__Aim__
Every line of the material is to be repeated exactly as it stands.

####################

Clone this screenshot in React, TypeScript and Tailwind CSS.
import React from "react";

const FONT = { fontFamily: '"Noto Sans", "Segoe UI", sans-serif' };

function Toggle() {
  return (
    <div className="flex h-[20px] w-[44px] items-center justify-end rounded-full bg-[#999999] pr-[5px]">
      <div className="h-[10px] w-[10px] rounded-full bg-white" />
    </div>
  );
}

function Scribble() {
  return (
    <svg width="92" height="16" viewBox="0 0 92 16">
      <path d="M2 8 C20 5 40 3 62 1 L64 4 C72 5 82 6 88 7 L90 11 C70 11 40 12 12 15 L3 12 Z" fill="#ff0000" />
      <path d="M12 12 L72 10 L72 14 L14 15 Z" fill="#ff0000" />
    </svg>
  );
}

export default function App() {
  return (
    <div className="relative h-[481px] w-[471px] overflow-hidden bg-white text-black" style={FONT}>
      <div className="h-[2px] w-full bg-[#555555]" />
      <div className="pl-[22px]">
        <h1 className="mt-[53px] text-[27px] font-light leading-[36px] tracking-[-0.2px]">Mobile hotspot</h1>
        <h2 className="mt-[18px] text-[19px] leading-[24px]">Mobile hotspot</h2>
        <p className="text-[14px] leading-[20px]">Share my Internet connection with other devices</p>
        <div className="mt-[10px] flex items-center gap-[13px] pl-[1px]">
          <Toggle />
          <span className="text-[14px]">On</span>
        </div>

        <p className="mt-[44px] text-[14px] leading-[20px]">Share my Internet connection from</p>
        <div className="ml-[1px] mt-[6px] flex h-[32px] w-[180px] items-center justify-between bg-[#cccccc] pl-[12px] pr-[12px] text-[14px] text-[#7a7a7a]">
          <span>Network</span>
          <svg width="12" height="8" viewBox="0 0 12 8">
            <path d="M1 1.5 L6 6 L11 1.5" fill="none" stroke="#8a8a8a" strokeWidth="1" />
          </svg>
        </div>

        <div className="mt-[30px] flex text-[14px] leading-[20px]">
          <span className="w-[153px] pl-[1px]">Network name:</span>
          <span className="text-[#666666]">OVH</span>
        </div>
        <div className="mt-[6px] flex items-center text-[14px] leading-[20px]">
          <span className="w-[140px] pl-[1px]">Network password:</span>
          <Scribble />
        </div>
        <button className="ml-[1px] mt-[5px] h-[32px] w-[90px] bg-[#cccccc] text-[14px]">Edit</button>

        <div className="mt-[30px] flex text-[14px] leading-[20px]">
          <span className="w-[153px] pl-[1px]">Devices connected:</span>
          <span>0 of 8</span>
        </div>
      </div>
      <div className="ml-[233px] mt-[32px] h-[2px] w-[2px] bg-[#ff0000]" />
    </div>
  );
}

####################

__Correct result__
Clone this screenshot in React, TypeScript and Tailwind CSS.
import React from "react";

const FONT = { fontFamily: '"Noto Sans", "Segoe UI", sans-serif' };

function Toggle() {
  return (
    <div className="flex h-[20px] w-[44px] items-center justify-end rounded-full bg-[#999999] pr-[5px]">
      <div className="h-[10px] w-[10px] rounded-full bg-white" />
    </div>
  );
}

function Scribble() {
  return (
    <svg width="92" height="16" viewBox="0 0 92 16">
      <path d="M2 8 C20 5 40 3 62 1 L64 4 C72 5 82 6 88 7 L90 11 C70 11 40 12 12 15 L3 12 Z" fill="#ff0000" />
      <path d="M12 12 L72 10 L72 14 L14 15 Z" fill="#ff0000" />
    </svg>
  );
}

export default function App() {
  return (
    <div className="relative h-[481px] w-[471px] overflow-hidden bg-white text-black" style={FONT}>
      <div className="h-[2px] w-full bg-[#555555]" />
      <div className="pl-[22px]">
        <h1 className="mt-[53px] text-[27px] font-light leading-[36px] tracking-[-0.2px]">Mobile hotspot</h1>
        <h2 className="mt-[18px] text-[19px] leading-[24px]">Mobile hotspot</h2>
        <p className="text-[14px] leading-[20px]">Share my Internet connection with other devices</p>
        <div className="mt-[10px] flex items-center gap-[13px] pl-[1px]">
          <Toggle />
          <span className="text-[14px]">On</span>
        </div>

        <p className="mt-[44px] text-[14px] leading-[20px]">Share my Internet connection from</p>
        <div className="ml-[1px] mt-[6px] flex h-[32px] w-[180px] items-center justify-between bg-[#cccccc] pl-[12px] pr-[12px] text-[14px] text-[#7a7a7a]">
          <span>Network</span>
          <svg width="12" height="8" viewBox="0 0 12 8">
            <path d="M1 1.5 L6 6 L11 1.5" fill="none" stroke="#8a8a8a" strokeWidth="1" />
          </svg>
        </div>

        <div className="mt-[30px] flex text-[14px] leading-[20px]">
          <span className="w-[153px] pl-[1px]">Network name:</span>
          <span className="text-[#666666]">OVH</span>
        </div>
        <div className="mt-[6px] flex items-center text-[14px] leading-[20px]">
          <span className="w-[140px] pl-[1px]">Network password:</span>
          <Scribble />
        </div>
        <button className="ml-[1px] mt-[5px] h-[32px] w-[90px] bg-[#cccccc] text-[14px]">Edit</button>

        <div className="mt-[30px] flex text-[14px] leading-[20px]">
          <span className="w-[153px] pl-[1px]">Devices connected:</span>
          <span>0 of 8</span>
        </div>
      </div>
      <div className="ml-[233px] mt-[32px] h-[2px] w-[2px] bg-[#ff0000]" />
    </div>
  );
}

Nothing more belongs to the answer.